İzlerken kimi sahnelerde kadınların hayatta çektikleri eziyeti anlatma şekliyle tüylerimi diken diken etmiş mini netflix dizisidir.
İmkanı olanlara izlemesini öneririm. Bölümleri üst üste izlemek isteyeceğiniz bir dizi.
5.
çok başarılı mini dizi. Margaret Atwood’un aynı adlı romanından uyarlama. Ki kendisi de küçük bir sahnede görünerek diziye selam çakıyor.
6.
Geçtiğimiz yaz bir günde bütün sezonunu izlediğim başından kalkamadığım dizi. Çevremde de hiç izleyen insan olmamasından dolayı şaşırdım akışta görünce adını.
Margaret Atwood’un aynı isimli romanından uyarlama bir dizi, kitabını da okumanızı öneririm. Genelde kitap uyarlamaları kitabın tadını vermez ama bu dizi kitap kadar iyi diyebilirim.
İnanılmaz sürükleyici, binge watching için ideal.
Bir de Sarah Gadon’un hem güzelliğini hem oyunculuğunu çok beğeniyorum ona ayrı bir cümle söylemek istedim çok başarılıydı.
9/10
7.
En sevdiğim mini dizilerden biridir ben de oturup hepsini bir günde bitirmiştim meraktan. Başroldeki kız çok güzel oynamış 11.22.63'teki Sadie'ydi ayrıca. <3
8.
az önce bitirip geldiğim 6 bölümden oluşan mini dizi.

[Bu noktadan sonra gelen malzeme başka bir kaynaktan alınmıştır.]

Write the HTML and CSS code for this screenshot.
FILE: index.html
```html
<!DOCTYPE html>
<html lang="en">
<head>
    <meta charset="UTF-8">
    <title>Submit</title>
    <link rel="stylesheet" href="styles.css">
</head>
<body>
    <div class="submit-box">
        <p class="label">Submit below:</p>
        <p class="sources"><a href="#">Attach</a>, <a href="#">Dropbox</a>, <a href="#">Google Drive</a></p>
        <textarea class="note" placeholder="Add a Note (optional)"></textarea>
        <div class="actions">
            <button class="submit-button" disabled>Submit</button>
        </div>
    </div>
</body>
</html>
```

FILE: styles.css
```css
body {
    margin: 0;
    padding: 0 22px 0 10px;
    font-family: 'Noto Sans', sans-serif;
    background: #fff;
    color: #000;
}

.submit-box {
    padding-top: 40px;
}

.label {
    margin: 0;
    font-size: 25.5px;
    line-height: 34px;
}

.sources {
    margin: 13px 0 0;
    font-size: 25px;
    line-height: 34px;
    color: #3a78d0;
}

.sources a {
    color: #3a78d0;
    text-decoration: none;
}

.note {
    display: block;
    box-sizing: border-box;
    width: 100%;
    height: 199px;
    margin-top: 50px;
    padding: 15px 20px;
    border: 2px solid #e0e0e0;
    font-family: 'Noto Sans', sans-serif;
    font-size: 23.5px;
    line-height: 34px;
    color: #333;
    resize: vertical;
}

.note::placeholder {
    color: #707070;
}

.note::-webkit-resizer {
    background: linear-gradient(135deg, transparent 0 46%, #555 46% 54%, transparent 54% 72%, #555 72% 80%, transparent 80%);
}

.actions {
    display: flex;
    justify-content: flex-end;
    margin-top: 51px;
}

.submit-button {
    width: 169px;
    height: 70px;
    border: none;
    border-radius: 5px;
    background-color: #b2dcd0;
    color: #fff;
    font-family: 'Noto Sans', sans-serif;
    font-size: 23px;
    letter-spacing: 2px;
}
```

daha çok (bkz: the handmaid's tale) kitabıyla bilinen margaret atwood'un aynı adlı romanından uyarlanmış bir dönem dizisi. Dönemin kıyafetleri, dekoru, başrolde (bkz: 11.22.63) 'ten hatırladığım (gizlinot: aslında unutamadığım) bu nasıl bir güzellik diye izlediğim sarah gadon, konunun gerçek bir olaydan yola çıkılıp yazılmış olması diziyi izleme nedenlerim. sonu da o neydi öyle diye bitti. Ayrıca betimlemeler, anlatım çok iyi. Bir oturuşta bitirilebilir.
Not: Chuck dizisinden tanıdığım zachary levi'nin sakallarla çok çekici olması :( ne desem bilemedim ah ah.
23 ocak 2019 02:20
23 ocak 2019 02:21
9.
Henüz ilk üç bölümünü izledim ve çevremdeki kimse izlemediği için kritik yapamıyorum bi yerlere içimi dökmem lazımdı. Sarah Gadon nam-ı diğer Grace, seni kınıyorum ve sana laflar hazırladım.--- İSYAN BAŞLANGICI ---Yeryüzündeki hiçbir insan bu kadar güzel olmamalı. Binlerce dizi film izleyip binlerce manken stalkladım ama senin kadar güzelini hiç görmedim. Melek gibi bi şey değil mi ya bazı sahneleri durdurup sadece bakıyorum ve hüzünle karışık hayranlık hissediyorum çünkü diğer insanlara büyük haksızlık. Artık saf ve kusursuz güzellik için bi tanımım var çok şükür. Dümdüz hetero olan ben bile bu kadar etkileniyorsam çevrendeki erkeklere de acıyorum yazık :DD ---İSYAN SONU---
Girdinin bir miktar profesyonel görünmesi için tanım : Margaret Atwood'un aynı isimli romanından uyarlanmış 6 bölümlük kaliteli netflix dizisi. (gizlinot: grace ile ilgili aynı düşünen yazarları mesaja davet ediyorum)
25 ocak 2019 00:46
25 ocak 2019 00:46
10.
Bir oturuşta başlayıp bitirdiğim efsanevi mini dizi.
Hikaye, oyunculuklar, zaman, mekan ve işleniş... her yanıyla harika bir roman uyarlaması. Öyle ki önce kitabı okumadığıma çok pişman oldum, genelde kitapları daha çok beğenirim çünkü.
Sonuç olarak izlemediyseniz kesinlikle izlemelisiniz. Müthiş.